[start]
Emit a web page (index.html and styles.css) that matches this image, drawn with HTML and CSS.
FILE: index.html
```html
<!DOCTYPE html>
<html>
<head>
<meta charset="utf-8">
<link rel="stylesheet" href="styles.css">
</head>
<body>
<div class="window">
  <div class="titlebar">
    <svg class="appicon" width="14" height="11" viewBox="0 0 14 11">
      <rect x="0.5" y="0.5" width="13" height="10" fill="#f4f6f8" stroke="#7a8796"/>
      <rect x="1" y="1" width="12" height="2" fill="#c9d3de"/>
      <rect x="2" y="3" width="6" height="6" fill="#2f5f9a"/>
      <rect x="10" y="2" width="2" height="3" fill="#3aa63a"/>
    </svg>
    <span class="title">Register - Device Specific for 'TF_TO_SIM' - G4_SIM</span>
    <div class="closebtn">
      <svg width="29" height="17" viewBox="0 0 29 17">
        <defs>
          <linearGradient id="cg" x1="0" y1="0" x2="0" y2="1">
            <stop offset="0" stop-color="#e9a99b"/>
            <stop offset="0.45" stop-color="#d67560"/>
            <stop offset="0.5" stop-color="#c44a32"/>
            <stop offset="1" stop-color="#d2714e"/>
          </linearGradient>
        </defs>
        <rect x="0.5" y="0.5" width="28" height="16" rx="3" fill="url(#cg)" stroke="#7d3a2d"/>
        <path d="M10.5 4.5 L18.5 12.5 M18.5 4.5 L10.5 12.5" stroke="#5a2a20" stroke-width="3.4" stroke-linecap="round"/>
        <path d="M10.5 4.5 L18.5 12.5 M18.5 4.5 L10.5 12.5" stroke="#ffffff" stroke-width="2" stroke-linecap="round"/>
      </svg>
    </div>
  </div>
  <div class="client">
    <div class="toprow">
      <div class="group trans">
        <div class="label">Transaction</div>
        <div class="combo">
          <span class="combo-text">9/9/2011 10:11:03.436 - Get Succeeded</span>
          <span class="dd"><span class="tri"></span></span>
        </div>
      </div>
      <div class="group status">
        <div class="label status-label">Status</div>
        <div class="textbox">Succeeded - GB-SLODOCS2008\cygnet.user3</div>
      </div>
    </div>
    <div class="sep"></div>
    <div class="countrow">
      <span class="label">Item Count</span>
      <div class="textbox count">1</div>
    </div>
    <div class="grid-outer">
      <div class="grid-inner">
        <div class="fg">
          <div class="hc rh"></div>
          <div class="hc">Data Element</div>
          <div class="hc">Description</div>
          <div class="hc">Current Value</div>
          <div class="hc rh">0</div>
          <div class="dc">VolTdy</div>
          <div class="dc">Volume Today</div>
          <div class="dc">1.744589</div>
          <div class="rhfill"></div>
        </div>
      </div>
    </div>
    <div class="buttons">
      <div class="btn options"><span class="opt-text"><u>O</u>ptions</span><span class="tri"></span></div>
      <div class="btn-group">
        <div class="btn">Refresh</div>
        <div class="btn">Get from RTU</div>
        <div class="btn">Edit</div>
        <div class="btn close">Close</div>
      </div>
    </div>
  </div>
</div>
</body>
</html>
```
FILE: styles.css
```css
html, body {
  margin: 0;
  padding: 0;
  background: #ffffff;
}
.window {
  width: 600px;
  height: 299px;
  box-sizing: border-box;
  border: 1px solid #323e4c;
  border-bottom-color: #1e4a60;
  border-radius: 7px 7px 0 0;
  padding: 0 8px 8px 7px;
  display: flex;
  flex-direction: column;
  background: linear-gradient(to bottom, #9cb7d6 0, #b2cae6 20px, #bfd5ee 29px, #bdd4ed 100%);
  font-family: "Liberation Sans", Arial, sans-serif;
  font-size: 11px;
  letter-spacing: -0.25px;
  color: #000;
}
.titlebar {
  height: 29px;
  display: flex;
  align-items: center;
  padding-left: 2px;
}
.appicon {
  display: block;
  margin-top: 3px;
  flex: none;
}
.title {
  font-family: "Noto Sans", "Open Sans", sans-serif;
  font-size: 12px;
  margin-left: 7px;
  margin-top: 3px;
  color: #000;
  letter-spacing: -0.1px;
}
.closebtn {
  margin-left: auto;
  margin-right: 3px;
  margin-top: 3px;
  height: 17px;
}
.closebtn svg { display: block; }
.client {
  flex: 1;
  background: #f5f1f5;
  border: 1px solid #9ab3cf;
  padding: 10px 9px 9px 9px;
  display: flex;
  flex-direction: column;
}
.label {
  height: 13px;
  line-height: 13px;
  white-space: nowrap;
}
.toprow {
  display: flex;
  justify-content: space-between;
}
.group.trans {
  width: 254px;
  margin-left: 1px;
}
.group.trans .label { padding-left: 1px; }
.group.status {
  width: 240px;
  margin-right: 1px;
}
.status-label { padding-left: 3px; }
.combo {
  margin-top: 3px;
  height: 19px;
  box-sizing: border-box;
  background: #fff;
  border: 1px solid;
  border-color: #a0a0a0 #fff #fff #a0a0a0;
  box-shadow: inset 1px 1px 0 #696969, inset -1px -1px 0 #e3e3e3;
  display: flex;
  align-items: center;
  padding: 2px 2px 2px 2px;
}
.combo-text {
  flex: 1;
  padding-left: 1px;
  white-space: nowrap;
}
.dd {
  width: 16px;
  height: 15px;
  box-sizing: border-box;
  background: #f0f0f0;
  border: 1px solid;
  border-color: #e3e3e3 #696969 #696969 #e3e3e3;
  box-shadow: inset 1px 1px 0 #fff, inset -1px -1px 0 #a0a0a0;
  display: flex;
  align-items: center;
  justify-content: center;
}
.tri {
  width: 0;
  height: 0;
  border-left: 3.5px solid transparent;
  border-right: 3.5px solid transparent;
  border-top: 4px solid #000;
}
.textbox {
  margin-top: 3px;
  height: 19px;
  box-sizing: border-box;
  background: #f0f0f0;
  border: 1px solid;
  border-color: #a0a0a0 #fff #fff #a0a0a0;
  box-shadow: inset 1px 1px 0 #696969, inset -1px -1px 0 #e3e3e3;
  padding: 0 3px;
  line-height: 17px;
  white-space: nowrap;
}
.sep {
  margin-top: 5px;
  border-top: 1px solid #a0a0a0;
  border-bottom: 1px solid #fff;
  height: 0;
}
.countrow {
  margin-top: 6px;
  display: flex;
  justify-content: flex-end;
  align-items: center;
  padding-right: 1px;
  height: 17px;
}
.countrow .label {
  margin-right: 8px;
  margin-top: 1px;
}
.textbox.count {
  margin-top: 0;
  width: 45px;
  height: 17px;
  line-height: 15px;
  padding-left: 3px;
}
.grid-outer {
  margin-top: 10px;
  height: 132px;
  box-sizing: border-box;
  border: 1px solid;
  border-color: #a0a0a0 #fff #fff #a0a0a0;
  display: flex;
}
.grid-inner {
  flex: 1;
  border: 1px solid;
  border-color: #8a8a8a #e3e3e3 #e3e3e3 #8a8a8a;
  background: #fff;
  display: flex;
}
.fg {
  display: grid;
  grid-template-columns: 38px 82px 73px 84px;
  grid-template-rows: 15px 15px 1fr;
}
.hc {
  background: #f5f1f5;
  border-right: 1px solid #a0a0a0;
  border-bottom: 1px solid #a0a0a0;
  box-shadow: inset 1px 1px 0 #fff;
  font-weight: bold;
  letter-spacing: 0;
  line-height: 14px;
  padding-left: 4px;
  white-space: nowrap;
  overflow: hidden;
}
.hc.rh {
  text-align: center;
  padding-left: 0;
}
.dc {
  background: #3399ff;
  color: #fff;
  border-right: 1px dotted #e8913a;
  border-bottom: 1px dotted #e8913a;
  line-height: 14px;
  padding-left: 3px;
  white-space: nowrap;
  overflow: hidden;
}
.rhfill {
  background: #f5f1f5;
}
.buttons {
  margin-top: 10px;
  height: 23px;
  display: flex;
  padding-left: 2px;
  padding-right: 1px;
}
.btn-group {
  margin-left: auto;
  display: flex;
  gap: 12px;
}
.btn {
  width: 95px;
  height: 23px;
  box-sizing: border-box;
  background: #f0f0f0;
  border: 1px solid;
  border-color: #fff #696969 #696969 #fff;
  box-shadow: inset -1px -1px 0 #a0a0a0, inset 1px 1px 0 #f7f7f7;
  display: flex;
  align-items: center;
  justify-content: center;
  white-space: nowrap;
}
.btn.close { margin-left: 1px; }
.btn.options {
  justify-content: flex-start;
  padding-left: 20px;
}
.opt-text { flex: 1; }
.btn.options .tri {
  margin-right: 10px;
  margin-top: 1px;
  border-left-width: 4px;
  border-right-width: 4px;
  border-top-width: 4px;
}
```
[end]
[start]
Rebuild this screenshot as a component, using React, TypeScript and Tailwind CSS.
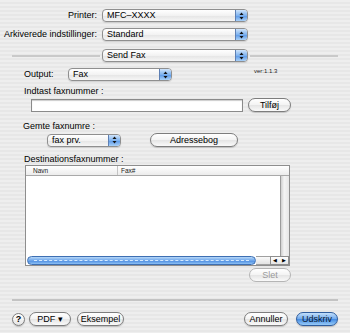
[end]
## Request
Copy out every line from the material above in which the word "this" appears.

## Written solution
Emit a web page (index.html and styles.css) that matches this image, drawn with HTML and CSS.
Rebuild this screenshot as a component, using React, TypeScript and Tailwind CSS.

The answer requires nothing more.